## [WHAT YOU ARE ASKED TO DO]
Without the pictures, copy the entries below word for word.

## [DATA TO USE]
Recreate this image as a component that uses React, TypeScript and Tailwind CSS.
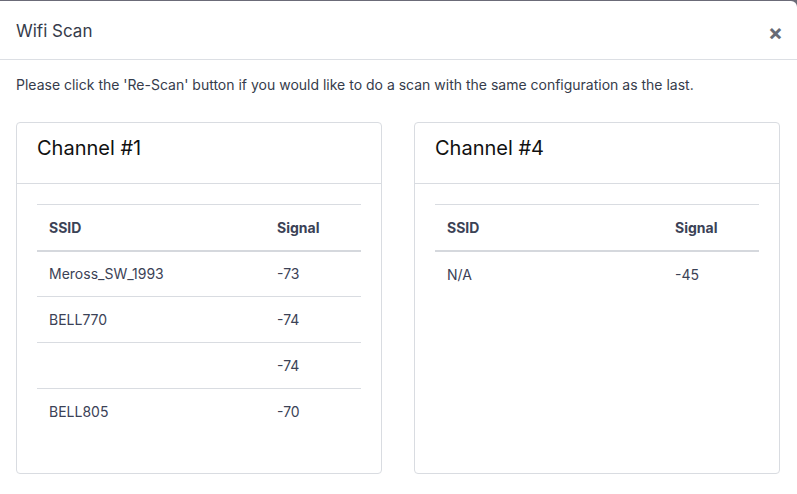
import React from 'react'

type Row = { ssid: string; signal: string }

const channels: { name: string; rows: Row[] }[] = [
  {
    name: 'Channel #1',
    rows: [
      { ssid: 'Meross_SW_1993', signal: '-73' },
      { ssid: 'BELL770', signal: '-74' },
      { ssid: '', signal: '-74' },
      { ssid: 'BELL805', signal: '-70' },
    ],
  },
  {
    name: 'Channel #4',
    rows: [{ ssid: 'N/A', signal: '-45' }],
  },
]

const ChannelCard: React.FC<{ name: string; rows: Row[] }> = ({ name, rows }) => {
  return (
    <div className="flex-1 rounded-[4px] border border-[#d9dce1] bg-white">
      <div className="border-b border-[#d9dce1] px-5 pb-[21px] pt-[11px]">
        <h5 className="text-[20px] leading-[28px] text-[#111]">{name}</h5>
      </div>
      <div className="px-5 pb-[38px] pt-5">
        <table className="w-full border-collapse text-[14px] text-[#3b4256]">
          <thead>
            <tr className="border-t border-[#d9dce1]">
              <th className="h-[46px] w-[228px] px-3 text-left font-bold">SSID</th>
              <th className="h-[46px] px-3 text-left font-bold">Signal</th>
            </tr>
          </thead>
          <tbody className="border-t-2 border-[#d5d8dd]">
            {rows.map((r, i) => (
              <tr
                key={i}
                className={i < rows.length - 1 ? 'border-b border-[#d9dce1]' : ''}
              >
                <td className="h-[46px] px-3">{r.ssid}</td>
                <td className="h-[46px] px-3">{r.signal}</td>
              </tr>
            ))}
          </tbody>
        </table>
      </div>
    </div>
  )
}

const App: React.FC = () => {
  return (
    <div className="h-[494px] w-[797px] overflow-hidden bg-[#6b6b78] pt-px font-['Inter',sans-serif]">
      <div className="h-full rounded-tr-[6px] bg-white">
        <div className="flex h-[59px] items-center justify-between border-b border-[#dcdfe4] px-4 pt-[4px]">
          <h3 className="text-[17px] text-[#363c4b]">Wifi Scan</h3>
          <button className="mr-[-2px] text-[22px] font-bold leading-none text-[#676b75]">×</button>
        </div>
        <div className="px-4 pt-[15px]">
          <p className="text-[14px] leading-[20px] text-[#363c4b]">
            Please click the 'Re-Scan' button if you would like to do a scan with the same configuration as the last.
          </p>
          <div className="mt-[27px] flex gap-8 pr-px">
            {channels.map((c) => (
              <ChannelCard key={c.name} name={c.name} rows={c.rows} />
            ))}
          </div>
        </div>
      </div>
    </div>
  )
}

export default App
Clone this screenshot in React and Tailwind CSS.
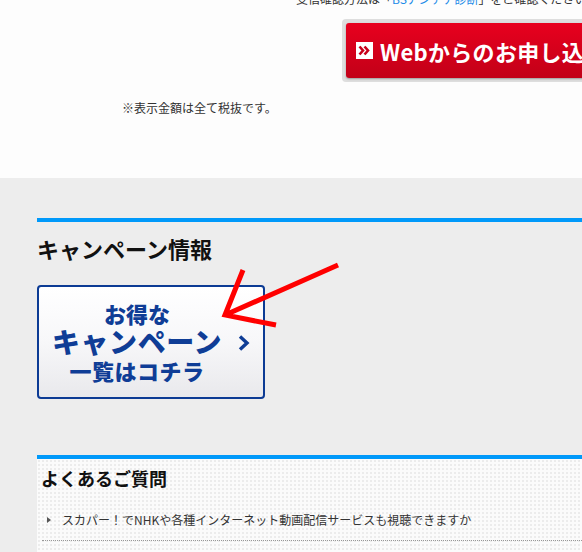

## [COMPLETED TASK]
Recreate this image as a component that uses React, TypeScript and Tailwind CSS.
import React from 'react'

type Row = { ssid: string; signal: string }

const channels: { name: string; rows: Row[] }[] = [
  {
    name: 'Channel #1',
    rows: [
      { ssid: 'Meross_SW_1993', signal: '-73' },
      { ssid: 'BELL770', signal: '-74' },
      { ssid: '', signal: '-74' },
      { ssid: 'BELL805', signal: '-70' },
    ],
  },
  {
    name: 'Channel #4',
    rows: [{ ssid: 'N/A', signal: '-45' }],
  },
]

const ChannelCard: React.FC<{ name: string; rows: Row[] }> = ({ name, rows }) => {
  return (
    <div className="flex-1 rounded-[4px] border border-[#d9dce1] bg-white">
      <div className="border-b border-[#d9dce1] px-5 pb-[21px] pt-[11px]">
        <h5 className="text-[20px] leading-[28px] text-[#111]">{name}</h5>
      </div>
      <div className="px-5 pb-[38px] pt-5">
        <table className="w-full border-collapse text-[14px] text-[#3b4256]">
          <thead>
            <tr className="border-t border-[#d9dce1]">
              <th className="h-[46px] w-[228px] px-3 text-left font-bold">SSID</th>
              <th className="h-[46px] px-3 text-left font-bold">Signal</th>
            </tr>
          </thead>
          <tbody className="border-t-2 border-[#d5d8dd]">
            {rows.map((r, i) => (
              <tr
                key={i}
                className={i < rows.length - 1 ? 'border-b border-[#d9dce1]' : ''}
              >
                <td className="h-[46px] px-3">{r.ssid}</td>
                <td className="h-[46px] px-3">{r.signal}</td>
              </tr>
            ))}
          </tbody>
        </table>
      </div>
    </div>
  )
}

const App: React.FC = () => {
  return (
    <div className="h-[494px] w-[797px] overflow-hidden bg-[#6b6b78] pt-px font-['Inter',sans-serif]">
      <div className="h-full rounded-tr-[6px] bg-white">
        <div className="flex h-[59px] items-center justify-between border-b border-[#dcdfe4] px-4 pt-[4px]">
          <h3 className="text-[17px] text-[#363c4b]">Wifi Scan</h3>
          <button className="mr-[-2px] text-[22px] font-bold leading-none text-[#676b75]">×</button>
        </div>
        <div className="px-4 pt-[15px]">
          <p className="text-[14px] leading-[20px] text-[#363c4b]">
            Please click the 'Re-Scan' button if you would like to do a scan with the same configuration as the last.
          </p>
          <div className="mt-[27px] flex gap-8 pr-px">
            {channels.map((c) => (
              <ChannelCard key={c.name} name={c.name} rows={c.rows} />
            ))}
          </div>
        </div>
      </div>
    </div>
  )
}

export default App
Clone this screenshot in React and Tailwind CSS.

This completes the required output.